Case Study: Using the T-Test to Evaluate Training Programs

Imagine a business analyst at a company who wants to evaluate the impact of a new training program on employee performance. The analyst collects performance data for a sample of employees before and after they participate in the training program.

The analyst performs a Paired Samples T-Test to compare the average performance before and after the training program. The null hypothesis is that there is no difference in average performance before and after the training program, while the alternative hypothesis is that there is a difference in average performance before and after the training program.

If the p-value is less than 0.05, the analyst would conclude that there is a significant difference in average performance before and after the training program, and that the training program has had a positive impact on employee performance. If the p-value is greater than 0.05, the analyst would conclude that there is not a significant difference in average performance before and after the training program, and that the training program has not had a significant impact on employee performance.

Conclusion

The T-Test is a powerful tool for data analysis, allowing researchers and business analysts to make inferences about population parameters based on sample data.
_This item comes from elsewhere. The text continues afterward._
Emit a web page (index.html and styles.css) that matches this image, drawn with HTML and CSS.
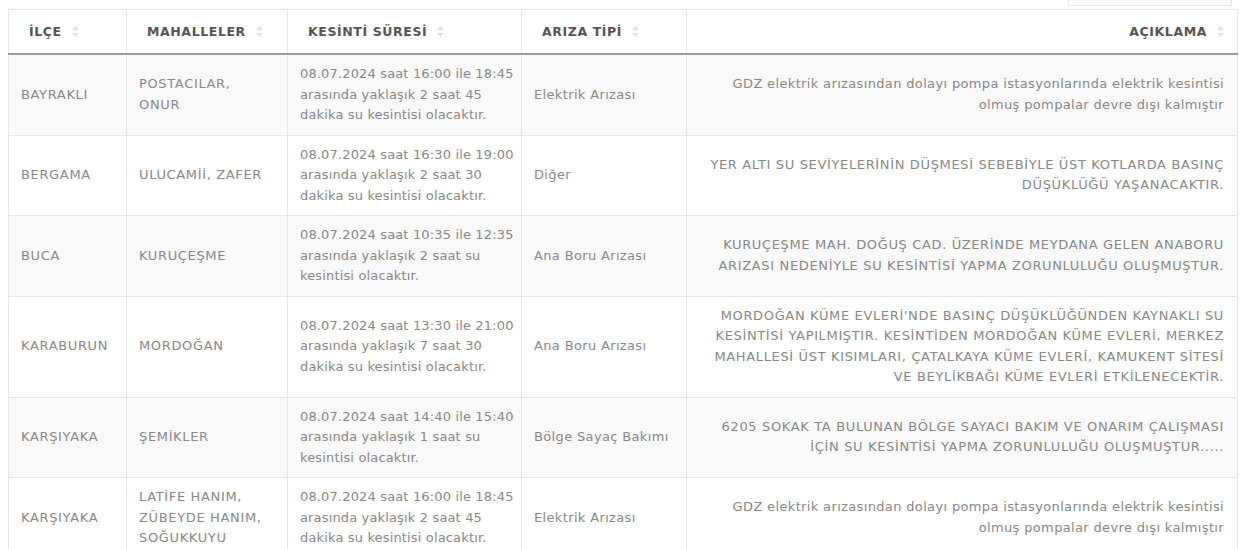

By understanding the principles and assumptions of the T-Test, and knowing how to interpret its results, business analysts can use this tool to make data-driven decisions and contribute to the success of their organizations.

Whether comparing the effectiveness of marketing strategies, evaluating the impact of training programs, or making decisions about product development, the T-Test provides a robust and reliable method for comparing group means. However, like all statistical tests, it is important to understand its limitations and to use it appropriately.